In her opening remarks, she said, "It is difficult to imagine IPEF having a meaningful impact on long-term U.S. economic interests without enforceable commitments on market access, rules of origin, technical barriers to trade (TBT), services, intellectual property, investment, or state-owned enterprises to name a few. A trade pillar focused exclusively on digital trade, forced labor, or trade facilitation is not enough to extract meaningful concessions from our trading partners or shape the region moving forward. Congress should push the Administration to broaden its ambition so that we are setting rules, not merely making suggestions."
In responding to Crapo, Shaw said TPP was flawed. "There is a reason why we didn’t have the votes in Congress, there is a reason why both major [presidential] candidates came out against it" in the 2016 election, she said. "But it's fixable." She said that the telecommunications and services chapters are solid, but that members need to offer more market access and go further in agriculture. "But we need to do so quickly before the opportunity closes," she said.
Senate Foreign Relations Committee Chairman Sen. Bob Menendez, D-N.J., who also serves on Finance, told the witnesses that when he met with Association of Southeast Asian Nations ambassadors about IPEF, they said "this is nice, but if you really want to have a presence here, we’re looking for a more robust, aspirational measure."
Sen. John Cornyn, R-Texas, also suggested that IPEF is not adequate, and asked Shaw if passing fast track legislation, also known as Trade Promotion Authority, should be Congress's next step.
She said, "Clearly to be effective in the region, we are going to need to negotiate the types of commitments that require congressional authority." But, she added, "I guess my question is: If you were to give the administration Trade Promotion Authority, is it something they’d be willing to use, and I’m not sure the answer is yes."
Sen. Ron Wyden, D-Ore., said at the conclusion of the hearing that maybe a less structured approach, such as the administration describes for the IPEF, could allow the U.S. and its trading partners to get at the climate issue, and said that the key to getting anything done in trade in Asia is having more discussions across the aisle.
Shaw had said in her opening statement, "Trade is a difficult issue for any democracy, but rather than take the lead in defining a new approach for today’s challenges -- one that strengthens U.S. manufacturing, unleashes innovation, protects our workers, and advances our values abroad -- the United States has given up saying anything at all. We’ve become mired in our own domestic politics. Today, the United States has no meaningful offensive trade strategy."
Cornyn, who has publicly advocated for returning to the TPP, asked Mike Wessel, staff chair of the labor advisory committee at the Office of the U.S. Trade Representative, what it would take to get labor on board with TPP.
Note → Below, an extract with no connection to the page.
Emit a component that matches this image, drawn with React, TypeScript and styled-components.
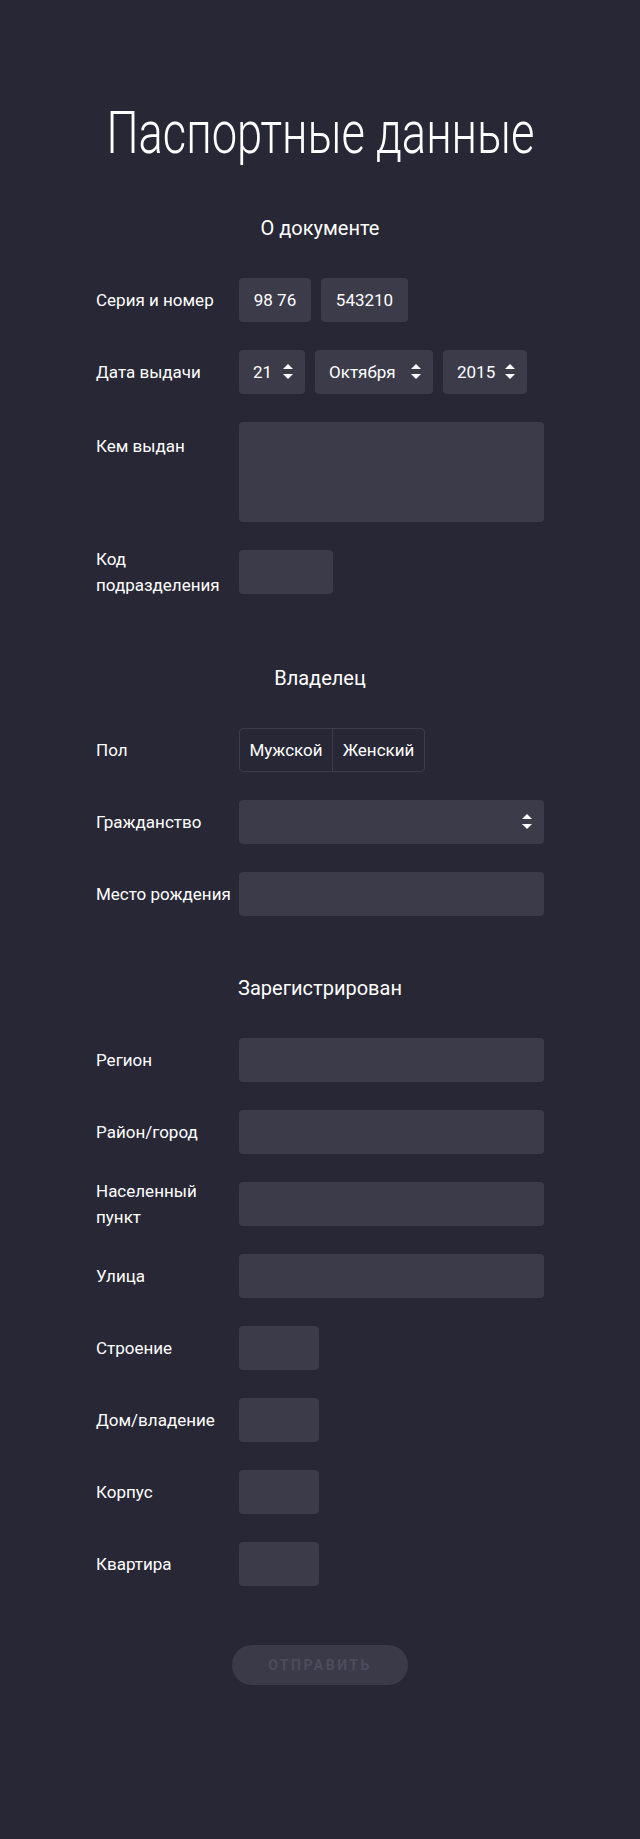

Wessel said the state-owned enterprise chapter is deficient, since it grandfathers past subsidies. He said that the injury test requires injury to domestic industry to be continuous for a year or more, which ignores how spot markets work and the seasonal issues in agriculture. He said the labor rights are insufficient, and that the auto rule of origin would allow an auto assembled in one of the TPP countries to qualify for tariff benefits even if Chinese components made up two-thirds of the value.
"The substantive problems were varied," he said.
Sen. Rob Portman, R-Ohio, said that while he, too, is disappointed that the IPEF doesn't include an ambition to lower tariffs for American exports, he didn't understand why the hearing kept coming back to the TPP. He said it would have hurt American manufacturing. "We have to remember that it wasn't very popular, on a bipartisan basis," he said. Instead, Portman said, the administration should prioritize a comprehensive trade deal with Japan, which is the largest economy in the TPP.
Proving Portman's point, Sen. Elizabeth Warren, D-Mass., said she questions the modular design of IPEF, where a country could sign onto a digital trade pillar, for instance, and not a labor rights pillar.
She asked Wessel, "Should we be locking ourselves into overseas supply chains in places that use forced labor and suppress unions without any guardrails to improve their labor standards?" She added, "It would be a huge mistake to listen to corporate lobbyists and negotiate a new trade deal that mimics TPP."
Sen. Todd Young, R-Ind., said the fact that China is trying to join the TPP and its new Regional Comprehensive Economic Partnership should show the administration that it should have urgency to negotiate in Asia.
Shaw replied, "To be frank, we should be negotiating right now. Six months from now, we will still have an opportunity to engage. Three years from now we won’t. The time is now." He said he agreed, and added: "I don’t see the same degree of urgency from the administration."